_Task statement:_
Across the entries, how many lines have the string "components" in them? Reply with only a number.

_The input:_
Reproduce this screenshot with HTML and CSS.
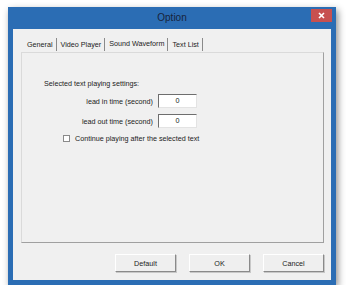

...

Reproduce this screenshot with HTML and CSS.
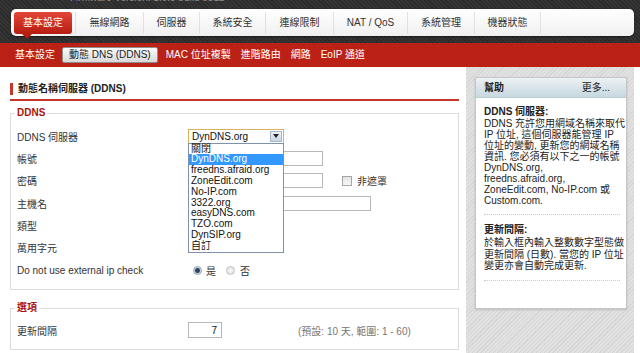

...

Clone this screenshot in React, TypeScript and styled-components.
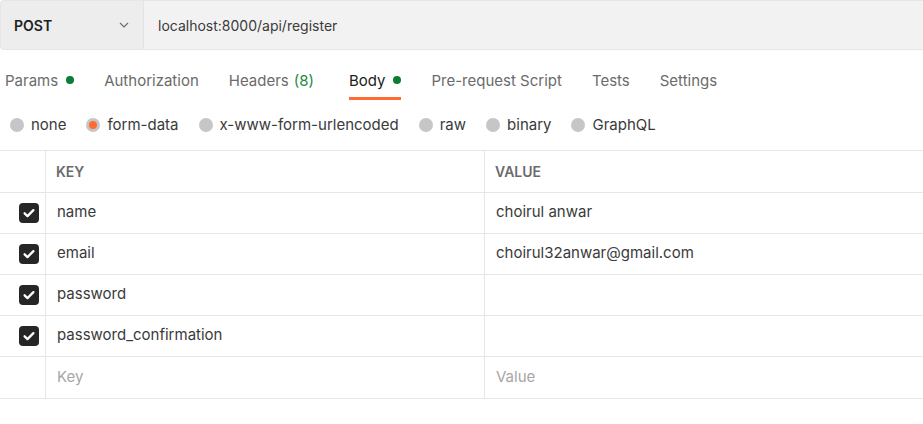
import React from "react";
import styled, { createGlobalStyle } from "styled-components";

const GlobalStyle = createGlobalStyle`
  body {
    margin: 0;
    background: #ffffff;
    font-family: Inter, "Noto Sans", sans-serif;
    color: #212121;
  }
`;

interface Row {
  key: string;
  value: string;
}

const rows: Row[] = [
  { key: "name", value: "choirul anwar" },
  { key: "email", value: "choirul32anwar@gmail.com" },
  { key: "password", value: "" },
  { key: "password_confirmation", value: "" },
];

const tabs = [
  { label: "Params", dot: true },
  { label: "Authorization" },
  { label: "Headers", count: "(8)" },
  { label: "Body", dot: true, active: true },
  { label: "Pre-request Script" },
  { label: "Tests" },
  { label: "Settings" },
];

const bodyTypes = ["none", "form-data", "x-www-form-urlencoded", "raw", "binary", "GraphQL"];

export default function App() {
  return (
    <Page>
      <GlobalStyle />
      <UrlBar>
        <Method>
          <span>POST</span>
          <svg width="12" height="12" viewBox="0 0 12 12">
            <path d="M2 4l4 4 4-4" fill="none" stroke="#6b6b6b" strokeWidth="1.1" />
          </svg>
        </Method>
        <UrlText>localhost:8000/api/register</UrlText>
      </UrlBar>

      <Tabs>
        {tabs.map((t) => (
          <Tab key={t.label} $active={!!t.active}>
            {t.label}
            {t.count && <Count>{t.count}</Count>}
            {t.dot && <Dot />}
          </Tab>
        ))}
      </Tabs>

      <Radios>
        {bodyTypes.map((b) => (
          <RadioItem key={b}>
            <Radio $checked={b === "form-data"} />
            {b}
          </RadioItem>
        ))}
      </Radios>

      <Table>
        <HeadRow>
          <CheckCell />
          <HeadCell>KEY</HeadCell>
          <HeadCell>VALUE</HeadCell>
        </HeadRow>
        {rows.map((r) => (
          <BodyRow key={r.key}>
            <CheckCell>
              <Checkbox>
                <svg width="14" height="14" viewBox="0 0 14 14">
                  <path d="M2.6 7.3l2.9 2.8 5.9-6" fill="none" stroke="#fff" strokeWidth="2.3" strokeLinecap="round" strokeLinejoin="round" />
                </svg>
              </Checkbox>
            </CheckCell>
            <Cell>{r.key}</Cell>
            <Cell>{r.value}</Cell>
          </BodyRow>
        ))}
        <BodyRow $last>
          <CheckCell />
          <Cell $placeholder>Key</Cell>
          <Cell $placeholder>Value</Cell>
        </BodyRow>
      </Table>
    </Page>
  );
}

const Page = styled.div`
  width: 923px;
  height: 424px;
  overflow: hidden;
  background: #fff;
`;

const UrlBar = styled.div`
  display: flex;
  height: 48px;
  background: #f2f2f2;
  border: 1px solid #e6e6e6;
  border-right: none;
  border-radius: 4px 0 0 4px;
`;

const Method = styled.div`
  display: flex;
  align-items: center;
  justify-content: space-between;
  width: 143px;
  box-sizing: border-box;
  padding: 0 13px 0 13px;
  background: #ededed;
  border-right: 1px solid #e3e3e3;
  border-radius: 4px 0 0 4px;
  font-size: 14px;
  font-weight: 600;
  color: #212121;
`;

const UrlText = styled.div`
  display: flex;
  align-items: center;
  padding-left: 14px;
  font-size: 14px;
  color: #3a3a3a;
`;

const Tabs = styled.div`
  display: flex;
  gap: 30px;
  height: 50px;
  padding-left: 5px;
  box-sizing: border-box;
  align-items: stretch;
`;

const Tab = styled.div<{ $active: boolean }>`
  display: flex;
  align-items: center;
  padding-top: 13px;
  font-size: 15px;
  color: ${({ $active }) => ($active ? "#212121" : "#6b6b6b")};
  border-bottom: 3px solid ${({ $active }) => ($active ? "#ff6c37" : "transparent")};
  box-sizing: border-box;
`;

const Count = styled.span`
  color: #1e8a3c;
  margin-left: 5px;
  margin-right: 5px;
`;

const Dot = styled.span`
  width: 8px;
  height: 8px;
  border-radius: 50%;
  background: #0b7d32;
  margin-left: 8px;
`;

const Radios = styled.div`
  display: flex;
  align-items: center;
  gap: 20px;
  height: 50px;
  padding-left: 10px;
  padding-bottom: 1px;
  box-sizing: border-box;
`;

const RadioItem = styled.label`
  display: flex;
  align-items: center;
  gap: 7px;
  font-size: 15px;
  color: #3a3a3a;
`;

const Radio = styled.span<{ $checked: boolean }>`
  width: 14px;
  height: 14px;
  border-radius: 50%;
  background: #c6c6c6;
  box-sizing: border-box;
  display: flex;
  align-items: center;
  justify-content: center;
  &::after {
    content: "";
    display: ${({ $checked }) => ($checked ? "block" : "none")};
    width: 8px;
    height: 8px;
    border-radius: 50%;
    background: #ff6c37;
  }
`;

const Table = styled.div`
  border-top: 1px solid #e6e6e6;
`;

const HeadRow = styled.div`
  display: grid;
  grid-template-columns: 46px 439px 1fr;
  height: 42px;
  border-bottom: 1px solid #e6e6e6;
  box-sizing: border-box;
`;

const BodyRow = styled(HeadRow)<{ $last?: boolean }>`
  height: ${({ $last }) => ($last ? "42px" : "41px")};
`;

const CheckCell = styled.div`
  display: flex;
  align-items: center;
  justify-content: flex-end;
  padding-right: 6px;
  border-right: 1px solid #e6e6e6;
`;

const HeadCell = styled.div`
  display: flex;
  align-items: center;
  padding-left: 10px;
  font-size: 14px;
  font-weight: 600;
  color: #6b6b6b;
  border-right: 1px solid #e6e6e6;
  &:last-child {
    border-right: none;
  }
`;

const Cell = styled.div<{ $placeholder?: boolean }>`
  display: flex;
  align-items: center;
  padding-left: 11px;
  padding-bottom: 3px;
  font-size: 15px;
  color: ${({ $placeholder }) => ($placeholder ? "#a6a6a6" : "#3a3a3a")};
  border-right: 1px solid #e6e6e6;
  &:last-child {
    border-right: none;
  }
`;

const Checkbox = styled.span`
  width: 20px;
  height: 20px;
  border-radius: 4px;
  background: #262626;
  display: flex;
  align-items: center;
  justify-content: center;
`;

_Solution for this task:_
2